-- Begin Given material --
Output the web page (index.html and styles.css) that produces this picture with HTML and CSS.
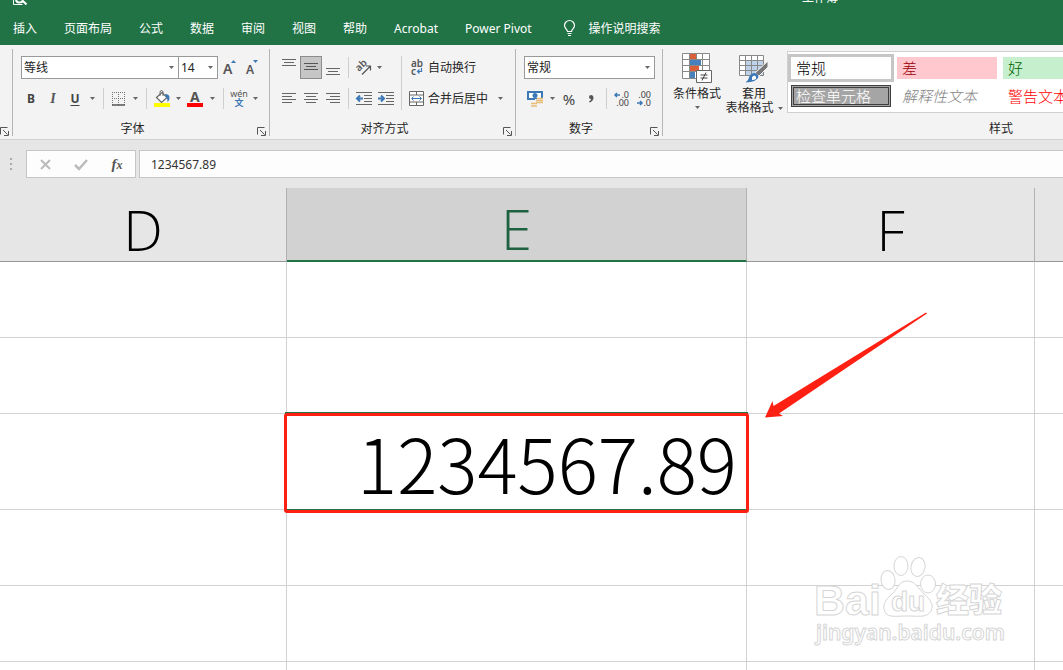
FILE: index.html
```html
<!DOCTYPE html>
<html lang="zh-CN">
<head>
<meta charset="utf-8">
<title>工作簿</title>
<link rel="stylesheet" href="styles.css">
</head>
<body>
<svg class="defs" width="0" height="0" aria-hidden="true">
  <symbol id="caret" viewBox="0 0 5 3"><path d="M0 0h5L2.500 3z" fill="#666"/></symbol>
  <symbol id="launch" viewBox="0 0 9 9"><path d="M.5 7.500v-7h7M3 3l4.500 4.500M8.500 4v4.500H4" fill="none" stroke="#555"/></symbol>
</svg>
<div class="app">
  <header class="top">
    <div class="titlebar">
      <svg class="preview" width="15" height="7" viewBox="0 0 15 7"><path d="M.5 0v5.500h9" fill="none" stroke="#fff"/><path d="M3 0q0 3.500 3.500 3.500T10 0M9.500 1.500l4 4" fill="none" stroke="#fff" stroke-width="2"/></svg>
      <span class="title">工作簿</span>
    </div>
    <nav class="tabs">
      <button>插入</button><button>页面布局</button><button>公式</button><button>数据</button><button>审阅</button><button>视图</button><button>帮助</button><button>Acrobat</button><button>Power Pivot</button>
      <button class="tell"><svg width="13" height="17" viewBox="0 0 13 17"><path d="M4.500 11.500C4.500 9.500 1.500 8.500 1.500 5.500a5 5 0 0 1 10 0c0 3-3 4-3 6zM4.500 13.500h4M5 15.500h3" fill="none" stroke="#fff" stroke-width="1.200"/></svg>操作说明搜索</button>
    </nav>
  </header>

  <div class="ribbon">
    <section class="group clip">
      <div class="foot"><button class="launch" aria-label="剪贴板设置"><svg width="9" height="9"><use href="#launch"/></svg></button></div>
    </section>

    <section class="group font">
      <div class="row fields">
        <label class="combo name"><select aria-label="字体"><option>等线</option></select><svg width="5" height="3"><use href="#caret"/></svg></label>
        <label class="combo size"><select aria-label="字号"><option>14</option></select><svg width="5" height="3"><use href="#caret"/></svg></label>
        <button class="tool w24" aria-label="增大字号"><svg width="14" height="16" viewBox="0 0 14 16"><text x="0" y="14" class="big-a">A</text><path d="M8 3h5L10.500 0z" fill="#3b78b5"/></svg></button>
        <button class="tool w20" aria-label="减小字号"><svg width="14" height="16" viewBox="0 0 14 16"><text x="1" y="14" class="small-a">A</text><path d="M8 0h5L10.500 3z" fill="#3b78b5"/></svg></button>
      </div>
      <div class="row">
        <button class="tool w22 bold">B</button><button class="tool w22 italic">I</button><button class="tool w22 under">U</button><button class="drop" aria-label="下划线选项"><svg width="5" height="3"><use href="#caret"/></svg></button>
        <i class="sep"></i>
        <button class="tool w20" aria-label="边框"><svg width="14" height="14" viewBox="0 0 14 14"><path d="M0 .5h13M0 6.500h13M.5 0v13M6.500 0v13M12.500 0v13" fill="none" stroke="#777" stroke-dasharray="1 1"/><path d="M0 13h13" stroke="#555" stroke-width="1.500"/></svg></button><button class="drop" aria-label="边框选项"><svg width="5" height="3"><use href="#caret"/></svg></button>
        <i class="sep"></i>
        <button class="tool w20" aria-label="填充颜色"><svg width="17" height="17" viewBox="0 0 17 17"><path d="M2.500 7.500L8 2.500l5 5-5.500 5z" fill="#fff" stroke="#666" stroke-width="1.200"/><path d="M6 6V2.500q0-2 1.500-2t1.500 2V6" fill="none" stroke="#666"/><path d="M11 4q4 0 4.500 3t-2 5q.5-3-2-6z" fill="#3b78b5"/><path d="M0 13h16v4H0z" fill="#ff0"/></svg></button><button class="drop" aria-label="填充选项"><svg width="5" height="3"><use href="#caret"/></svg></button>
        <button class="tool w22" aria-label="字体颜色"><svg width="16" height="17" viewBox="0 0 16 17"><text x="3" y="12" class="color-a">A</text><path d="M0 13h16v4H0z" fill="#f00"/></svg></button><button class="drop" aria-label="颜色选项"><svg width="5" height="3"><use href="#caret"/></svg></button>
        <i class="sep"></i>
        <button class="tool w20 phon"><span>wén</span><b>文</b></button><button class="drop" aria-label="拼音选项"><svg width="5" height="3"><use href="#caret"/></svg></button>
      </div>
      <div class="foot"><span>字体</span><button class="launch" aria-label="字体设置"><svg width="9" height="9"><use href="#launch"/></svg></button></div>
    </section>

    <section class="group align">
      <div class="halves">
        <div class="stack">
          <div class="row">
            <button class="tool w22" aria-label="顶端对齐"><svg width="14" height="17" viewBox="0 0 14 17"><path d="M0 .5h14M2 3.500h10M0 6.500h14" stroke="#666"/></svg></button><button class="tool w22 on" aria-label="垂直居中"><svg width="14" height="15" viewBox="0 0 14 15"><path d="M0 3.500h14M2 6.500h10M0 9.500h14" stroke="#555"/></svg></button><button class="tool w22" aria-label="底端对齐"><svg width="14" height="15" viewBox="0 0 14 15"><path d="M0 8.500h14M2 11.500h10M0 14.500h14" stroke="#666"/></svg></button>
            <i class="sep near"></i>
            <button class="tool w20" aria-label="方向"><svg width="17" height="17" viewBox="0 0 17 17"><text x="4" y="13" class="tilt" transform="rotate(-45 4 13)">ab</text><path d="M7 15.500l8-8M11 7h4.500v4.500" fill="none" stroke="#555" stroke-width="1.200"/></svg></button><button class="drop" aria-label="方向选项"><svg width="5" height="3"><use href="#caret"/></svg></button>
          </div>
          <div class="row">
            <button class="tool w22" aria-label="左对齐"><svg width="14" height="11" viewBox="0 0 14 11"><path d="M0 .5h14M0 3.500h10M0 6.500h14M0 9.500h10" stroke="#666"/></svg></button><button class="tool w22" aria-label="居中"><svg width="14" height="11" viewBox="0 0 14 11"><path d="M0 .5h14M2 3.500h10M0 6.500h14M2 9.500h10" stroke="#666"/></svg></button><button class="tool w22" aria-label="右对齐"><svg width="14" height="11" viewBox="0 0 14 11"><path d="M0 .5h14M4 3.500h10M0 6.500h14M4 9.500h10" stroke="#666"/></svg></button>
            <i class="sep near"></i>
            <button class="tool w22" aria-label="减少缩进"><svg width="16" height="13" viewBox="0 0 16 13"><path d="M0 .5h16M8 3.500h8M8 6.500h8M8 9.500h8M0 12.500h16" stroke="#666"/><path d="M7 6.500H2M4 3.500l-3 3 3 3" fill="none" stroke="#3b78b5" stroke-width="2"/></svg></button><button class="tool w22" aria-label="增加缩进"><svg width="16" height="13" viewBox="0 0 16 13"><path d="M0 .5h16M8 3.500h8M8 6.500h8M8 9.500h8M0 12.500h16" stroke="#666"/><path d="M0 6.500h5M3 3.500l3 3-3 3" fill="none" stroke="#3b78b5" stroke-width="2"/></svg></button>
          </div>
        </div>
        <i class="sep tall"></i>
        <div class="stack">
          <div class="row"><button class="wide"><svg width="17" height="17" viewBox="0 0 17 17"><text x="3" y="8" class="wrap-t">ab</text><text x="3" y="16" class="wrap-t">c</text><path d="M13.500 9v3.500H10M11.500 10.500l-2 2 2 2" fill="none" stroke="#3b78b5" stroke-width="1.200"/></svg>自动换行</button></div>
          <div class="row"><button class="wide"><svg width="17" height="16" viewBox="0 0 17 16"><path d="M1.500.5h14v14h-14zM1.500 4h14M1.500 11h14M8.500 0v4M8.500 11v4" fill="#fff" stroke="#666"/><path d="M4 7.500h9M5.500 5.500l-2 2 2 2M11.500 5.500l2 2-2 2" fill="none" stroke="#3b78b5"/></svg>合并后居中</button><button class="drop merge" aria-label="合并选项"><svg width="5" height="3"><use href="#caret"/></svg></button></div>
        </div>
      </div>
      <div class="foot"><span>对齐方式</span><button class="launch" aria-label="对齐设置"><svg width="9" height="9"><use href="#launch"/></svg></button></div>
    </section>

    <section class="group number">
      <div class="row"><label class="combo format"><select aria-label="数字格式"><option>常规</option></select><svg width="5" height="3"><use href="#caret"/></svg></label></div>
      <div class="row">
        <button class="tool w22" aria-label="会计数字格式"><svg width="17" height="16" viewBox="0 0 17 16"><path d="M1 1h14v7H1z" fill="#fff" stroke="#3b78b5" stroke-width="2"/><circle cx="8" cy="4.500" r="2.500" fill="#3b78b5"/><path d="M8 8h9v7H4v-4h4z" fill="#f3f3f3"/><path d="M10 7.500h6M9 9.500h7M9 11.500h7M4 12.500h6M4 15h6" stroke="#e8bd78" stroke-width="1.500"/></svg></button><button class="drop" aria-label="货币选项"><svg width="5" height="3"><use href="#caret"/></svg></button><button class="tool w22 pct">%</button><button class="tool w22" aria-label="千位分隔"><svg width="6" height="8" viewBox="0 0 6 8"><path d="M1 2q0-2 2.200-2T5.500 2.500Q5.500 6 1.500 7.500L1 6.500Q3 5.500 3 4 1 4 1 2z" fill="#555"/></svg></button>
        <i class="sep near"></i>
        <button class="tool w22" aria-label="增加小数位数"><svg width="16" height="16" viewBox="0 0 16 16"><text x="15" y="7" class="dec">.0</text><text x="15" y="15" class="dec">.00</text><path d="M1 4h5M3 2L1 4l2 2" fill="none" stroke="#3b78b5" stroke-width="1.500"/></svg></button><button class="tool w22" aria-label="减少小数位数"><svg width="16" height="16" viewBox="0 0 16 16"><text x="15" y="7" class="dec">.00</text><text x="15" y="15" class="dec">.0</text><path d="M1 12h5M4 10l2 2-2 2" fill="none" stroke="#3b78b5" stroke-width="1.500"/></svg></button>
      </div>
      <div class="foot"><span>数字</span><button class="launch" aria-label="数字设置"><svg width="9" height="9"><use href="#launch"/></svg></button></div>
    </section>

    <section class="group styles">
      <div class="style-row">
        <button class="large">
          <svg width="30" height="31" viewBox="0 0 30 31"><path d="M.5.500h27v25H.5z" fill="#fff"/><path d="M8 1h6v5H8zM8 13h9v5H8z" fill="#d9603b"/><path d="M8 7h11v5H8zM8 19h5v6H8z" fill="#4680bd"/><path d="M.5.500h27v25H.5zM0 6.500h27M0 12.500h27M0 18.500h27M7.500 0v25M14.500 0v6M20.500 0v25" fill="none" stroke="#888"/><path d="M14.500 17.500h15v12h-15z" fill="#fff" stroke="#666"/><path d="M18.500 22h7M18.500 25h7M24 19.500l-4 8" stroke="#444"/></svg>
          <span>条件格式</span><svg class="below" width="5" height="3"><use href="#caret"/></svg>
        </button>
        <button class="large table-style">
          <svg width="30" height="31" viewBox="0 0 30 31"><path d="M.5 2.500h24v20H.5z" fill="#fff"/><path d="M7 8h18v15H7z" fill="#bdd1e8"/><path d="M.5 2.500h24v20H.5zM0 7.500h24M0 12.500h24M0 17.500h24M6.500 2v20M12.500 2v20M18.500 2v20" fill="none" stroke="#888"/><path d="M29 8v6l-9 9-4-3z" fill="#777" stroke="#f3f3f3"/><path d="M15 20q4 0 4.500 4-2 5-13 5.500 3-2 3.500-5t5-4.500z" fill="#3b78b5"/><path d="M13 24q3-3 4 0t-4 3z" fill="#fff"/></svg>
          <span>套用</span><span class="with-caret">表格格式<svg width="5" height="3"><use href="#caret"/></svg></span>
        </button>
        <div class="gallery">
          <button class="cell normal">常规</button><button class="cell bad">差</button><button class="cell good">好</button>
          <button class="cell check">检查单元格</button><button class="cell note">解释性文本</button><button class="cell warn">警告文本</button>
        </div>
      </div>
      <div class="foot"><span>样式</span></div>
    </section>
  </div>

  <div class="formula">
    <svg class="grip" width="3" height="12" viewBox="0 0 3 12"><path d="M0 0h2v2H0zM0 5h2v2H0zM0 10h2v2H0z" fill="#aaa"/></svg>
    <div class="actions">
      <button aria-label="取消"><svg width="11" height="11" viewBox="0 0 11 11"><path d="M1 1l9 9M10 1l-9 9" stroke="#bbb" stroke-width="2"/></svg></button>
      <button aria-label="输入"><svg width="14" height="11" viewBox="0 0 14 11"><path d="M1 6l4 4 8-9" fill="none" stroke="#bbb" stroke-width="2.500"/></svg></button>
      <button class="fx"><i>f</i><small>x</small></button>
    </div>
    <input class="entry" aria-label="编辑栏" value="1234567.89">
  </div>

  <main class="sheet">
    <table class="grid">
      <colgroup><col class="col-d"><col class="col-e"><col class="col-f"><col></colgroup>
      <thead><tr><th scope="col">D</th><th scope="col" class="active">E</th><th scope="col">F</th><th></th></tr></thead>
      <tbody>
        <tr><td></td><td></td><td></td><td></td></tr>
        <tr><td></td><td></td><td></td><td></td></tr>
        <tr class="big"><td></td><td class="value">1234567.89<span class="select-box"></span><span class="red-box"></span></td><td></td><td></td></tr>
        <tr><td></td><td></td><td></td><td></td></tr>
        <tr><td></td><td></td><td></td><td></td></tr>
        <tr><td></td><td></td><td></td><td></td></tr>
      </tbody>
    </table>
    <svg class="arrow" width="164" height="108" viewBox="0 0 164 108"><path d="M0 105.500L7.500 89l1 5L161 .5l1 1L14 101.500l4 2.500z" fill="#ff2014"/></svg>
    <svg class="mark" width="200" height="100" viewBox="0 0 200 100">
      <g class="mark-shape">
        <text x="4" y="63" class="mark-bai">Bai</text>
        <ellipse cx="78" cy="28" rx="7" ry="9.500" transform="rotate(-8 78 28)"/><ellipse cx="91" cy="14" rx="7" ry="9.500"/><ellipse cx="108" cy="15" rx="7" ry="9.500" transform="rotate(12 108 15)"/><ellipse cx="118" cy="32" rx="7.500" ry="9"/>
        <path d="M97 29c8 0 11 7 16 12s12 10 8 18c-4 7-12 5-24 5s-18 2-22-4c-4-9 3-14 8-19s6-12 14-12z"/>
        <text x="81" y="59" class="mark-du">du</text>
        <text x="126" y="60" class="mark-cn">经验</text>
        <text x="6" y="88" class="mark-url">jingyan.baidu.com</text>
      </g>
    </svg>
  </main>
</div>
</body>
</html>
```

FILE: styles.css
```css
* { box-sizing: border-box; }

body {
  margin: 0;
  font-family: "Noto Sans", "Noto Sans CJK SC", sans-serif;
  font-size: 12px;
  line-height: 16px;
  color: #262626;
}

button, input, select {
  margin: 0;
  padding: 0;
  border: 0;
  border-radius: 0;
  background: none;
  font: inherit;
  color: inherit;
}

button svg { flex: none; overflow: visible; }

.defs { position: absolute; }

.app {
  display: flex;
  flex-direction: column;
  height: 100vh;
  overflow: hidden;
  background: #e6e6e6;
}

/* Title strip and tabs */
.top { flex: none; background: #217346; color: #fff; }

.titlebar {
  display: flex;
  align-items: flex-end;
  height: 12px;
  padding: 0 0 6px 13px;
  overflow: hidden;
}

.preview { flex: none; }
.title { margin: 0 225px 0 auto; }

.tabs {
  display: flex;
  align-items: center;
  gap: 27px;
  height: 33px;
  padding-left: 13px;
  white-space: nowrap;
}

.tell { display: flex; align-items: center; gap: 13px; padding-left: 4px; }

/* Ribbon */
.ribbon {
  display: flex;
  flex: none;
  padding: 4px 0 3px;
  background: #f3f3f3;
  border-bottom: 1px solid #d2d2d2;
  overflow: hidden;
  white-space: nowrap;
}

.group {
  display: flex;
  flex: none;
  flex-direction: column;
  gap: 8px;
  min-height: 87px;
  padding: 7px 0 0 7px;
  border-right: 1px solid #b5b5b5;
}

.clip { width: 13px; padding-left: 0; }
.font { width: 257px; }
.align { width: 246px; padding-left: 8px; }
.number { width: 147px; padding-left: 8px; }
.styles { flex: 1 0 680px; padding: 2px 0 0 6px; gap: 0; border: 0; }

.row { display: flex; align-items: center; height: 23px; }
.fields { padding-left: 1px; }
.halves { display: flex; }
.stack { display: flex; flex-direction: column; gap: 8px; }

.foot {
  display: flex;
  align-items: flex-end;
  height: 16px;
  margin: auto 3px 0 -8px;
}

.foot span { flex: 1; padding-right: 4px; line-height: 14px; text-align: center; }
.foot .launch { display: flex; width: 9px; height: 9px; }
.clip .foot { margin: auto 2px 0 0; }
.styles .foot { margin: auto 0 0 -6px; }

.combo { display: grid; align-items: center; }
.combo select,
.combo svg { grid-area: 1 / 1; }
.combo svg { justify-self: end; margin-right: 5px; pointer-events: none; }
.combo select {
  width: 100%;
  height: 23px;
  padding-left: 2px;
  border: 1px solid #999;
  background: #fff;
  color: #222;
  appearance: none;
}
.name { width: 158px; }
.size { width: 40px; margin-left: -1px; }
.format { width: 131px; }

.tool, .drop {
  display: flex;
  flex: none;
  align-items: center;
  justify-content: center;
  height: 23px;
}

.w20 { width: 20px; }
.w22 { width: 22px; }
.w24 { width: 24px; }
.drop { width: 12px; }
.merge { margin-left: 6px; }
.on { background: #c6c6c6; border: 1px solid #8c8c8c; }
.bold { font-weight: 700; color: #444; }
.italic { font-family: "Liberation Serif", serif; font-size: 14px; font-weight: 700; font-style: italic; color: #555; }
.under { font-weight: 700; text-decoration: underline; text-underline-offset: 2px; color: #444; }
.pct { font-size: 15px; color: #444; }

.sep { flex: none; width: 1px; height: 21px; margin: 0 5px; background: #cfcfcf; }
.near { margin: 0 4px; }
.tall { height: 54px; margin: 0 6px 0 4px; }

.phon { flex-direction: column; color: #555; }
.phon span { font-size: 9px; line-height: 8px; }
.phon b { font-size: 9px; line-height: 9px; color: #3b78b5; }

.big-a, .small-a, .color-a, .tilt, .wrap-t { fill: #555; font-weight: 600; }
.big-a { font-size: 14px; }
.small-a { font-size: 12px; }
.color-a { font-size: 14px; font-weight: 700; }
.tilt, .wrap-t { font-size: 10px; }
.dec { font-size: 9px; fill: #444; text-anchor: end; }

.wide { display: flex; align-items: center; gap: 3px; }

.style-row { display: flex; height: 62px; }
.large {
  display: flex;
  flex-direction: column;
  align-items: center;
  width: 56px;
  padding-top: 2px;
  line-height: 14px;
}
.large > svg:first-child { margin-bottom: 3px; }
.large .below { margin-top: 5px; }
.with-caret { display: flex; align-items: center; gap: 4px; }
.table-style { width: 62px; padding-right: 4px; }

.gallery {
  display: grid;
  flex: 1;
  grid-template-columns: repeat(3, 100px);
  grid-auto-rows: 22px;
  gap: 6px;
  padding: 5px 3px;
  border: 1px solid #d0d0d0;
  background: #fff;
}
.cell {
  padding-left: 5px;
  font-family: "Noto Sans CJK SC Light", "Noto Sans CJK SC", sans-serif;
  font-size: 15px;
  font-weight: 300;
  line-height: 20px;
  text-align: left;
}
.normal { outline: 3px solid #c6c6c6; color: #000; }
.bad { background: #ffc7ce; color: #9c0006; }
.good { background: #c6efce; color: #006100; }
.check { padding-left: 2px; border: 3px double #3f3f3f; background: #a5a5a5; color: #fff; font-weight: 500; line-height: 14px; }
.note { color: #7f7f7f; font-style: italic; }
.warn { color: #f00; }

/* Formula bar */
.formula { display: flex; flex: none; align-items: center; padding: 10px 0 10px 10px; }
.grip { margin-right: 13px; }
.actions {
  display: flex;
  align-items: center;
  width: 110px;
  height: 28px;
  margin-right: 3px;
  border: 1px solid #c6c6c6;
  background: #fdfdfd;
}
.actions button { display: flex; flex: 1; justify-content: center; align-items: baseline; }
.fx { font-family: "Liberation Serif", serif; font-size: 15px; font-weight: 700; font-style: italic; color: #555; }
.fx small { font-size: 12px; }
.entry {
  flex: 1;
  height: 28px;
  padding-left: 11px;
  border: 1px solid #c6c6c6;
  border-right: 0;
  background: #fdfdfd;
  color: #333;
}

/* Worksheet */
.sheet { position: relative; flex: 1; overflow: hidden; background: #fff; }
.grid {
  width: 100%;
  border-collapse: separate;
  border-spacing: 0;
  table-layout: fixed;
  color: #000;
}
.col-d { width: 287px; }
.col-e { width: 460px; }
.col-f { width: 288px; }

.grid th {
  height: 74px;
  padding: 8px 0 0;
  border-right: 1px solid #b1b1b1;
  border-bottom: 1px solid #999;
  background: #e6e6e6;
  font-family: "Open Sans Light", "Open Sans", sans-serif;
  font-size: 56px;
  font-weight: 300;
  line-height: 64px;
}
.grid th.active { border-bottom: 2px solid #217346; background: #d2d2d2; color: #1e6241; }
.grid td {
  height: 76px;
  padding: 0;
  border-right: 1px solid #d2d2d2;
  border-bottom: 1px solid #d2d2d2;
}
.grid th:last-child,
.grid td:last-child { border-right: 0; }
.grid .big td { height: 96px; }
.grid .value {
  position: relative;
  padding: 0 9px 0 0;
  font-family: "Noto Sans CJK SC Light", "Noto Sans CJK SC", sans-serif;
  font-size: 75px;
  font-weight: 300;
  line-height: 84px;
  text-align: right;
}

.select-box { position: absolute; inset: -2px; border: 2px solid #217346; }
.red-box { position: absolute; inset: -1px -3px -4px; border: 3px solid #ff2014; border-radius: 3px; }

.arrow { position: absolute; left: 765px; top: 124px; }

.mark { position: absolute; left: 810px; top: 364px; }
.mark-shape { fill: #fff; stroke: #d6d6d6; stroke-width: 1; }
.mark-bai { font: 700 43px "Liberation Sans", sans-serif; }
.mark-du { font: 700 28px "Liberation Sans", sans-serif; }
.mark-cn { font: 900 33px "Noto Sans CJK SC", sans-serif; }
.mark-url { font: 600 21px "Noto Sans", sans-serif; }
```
-- End Given material --
### Problem
Using the data above, say how many lines include "index". No other reply is needed.

### Response below
2